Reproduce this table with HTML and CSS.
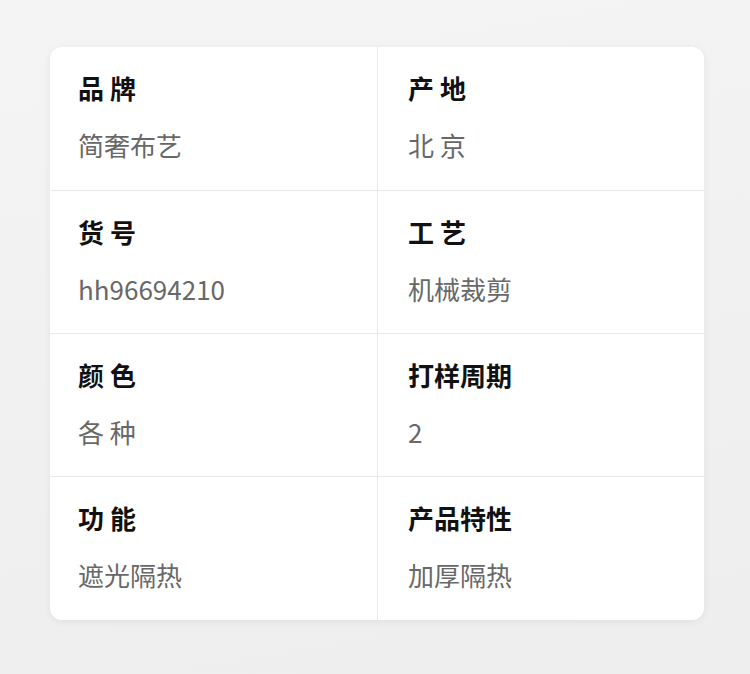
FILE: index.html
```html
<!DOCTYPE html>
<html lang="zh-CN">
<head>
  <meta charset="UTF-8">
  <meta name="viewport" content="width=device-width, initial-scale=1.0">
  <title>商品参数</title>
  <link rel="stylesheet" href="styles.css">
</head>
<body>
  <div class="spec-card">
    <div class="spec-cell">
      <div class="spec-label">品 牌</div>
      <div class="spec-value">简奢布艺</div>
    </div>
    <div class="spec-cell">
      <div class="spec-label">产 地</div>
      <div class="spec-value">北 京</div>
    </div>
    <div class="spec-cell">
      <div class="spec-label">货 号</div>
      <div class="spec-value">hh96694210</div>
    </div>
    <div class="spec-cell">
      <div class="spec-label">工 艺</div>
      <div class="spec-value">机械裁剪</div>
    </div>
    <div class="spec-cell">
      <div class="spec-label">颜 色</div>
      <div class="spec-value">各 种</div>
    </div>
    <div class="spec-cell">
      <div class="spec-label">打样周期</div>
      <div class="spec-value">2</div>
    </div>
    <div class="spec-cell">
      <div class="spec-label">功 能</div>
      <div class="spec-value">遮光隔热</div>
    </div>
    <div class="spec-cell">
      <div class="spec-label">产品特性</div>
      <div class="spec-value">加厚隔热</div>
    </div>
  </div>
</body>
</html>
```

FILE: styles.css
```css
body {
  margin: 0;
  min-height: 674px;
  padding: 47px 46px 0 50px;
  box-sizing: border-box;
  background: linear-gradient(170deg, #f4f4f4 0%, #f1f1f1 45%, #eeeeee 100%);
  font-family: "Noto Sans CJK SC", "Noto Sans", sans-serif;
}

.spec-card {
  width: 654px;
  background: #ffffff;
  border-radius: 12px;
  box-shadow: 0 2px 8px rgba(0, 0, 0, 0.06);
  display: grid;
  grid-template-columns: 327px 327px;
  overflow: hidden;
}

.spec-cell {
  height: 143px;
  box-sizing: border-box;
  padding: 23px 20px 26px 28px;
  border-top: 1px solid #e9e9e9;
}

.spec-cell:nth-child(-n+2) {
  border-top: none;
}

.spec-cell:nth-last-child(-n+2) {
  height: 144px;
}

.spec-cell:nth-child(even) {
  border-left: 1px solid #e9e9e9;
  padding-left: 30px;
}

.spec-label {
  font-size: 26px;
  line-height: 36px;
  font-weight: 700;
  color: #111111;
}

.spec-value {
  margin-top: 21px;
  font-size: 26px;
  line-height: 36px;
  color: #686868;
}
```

* * *

WHAT THE TASK REQUIRES –
Leave out the pictures and retype every line above exactly.

RESPONSE BELOW –
Reproduce this table with HTML and CSS.
FILE: index.html
```html
<!DOCTYPE html>
<html lang="zh-CN">
<head>
  <meta charset="UTF-8">
  <meta name="viewport" content="width=device-width, initial-scale=1.0">
  <title>商品参数</title>
  <link rel="stylesheet" href="styles.css">
</head>
<body>
  <div class="spec-card">
    <div class="spec-cell">
      <div class="spec-label">品 牌</div>
      <div class="spec-value">简奢布艺</div>
    </div>
    <div class="spec-cell">
      <div class="spec-label">产 地</div>
      <div class="spec-value">北 京</div>
    </div>
    <div class="spec-cell">
      <div class="spec-label">货 号</div>
      <div class="spec-value">hh96694210</div>
    </div>
    <div class="spec-cell">
      <div class="spec-label">工 艺</div>
      <div class="spec-value">机械裁剪</div>
    </div>
    <div class="spec-cell">
      <div class="spec-label">颜 色</div>
      <div class="spec-value">各 种</div>
    </div>
    <div class="spec-cell">
      <div class="spec-label">打样周期</div>
      <div class="spec-value">2</div>
    </div>
    <div class="spec-cell">
      <div class="spec-label">功 能</div>
      <div class="spec-value">遮光隔热</div>
    </div>
    <div class="spec-cell">
      <div class="spec-label">产品特性</div>
      <div class="spec-value">加厚隔热</div>
    </div>
  </div>
</body>
</html>
```

FILE: styles.css
```css
body {
  margin: 0;
  min-height: 674px;
  padding: 47px 46px 0 50px;
  box-sizing: border-box;
  background: linear-gradient(170deg, #f4f4f4 0%, #f1f1f1 45%, #eeeeee 100%);
  font-family: "Noto Sans CJK SC", "Noto Sans", sans-serif;
}

.spec-card {
  width: 654px;
  background: #ffffff;
  border-radius: 12px;
  box-shadow: 0 2px 8px rgba(0, 0, 0, 0.06);
  display: grid;
  grid-template-columns: 327px 327px;
  overflow: hidden;
}

.spec-cell {
  height: 143px;
  box-sizing: border-box;
  padding: 23px 20px 26px 28px;
  border-top: 1px solid #e9e9e9;
}

.spec-cell:nth-child(-n+2) {
  border-top: none;
}

.spec-cell:nth-last-child(-n+2) {
  height: 144px;
}

.spec-cell:nth-child(even) {
  border-left: 1px solid #e9e9e9;
  padding-left: 30px;
}

.spec-label {
  font-size: 26px;
  line-height: 36px;
  font-weight: 700;
  color: #111111;
}

.spec-value {
  margin-top: 21px;
  font-size: 26px;
  line-height: 36px;
  color: #686868;
}
```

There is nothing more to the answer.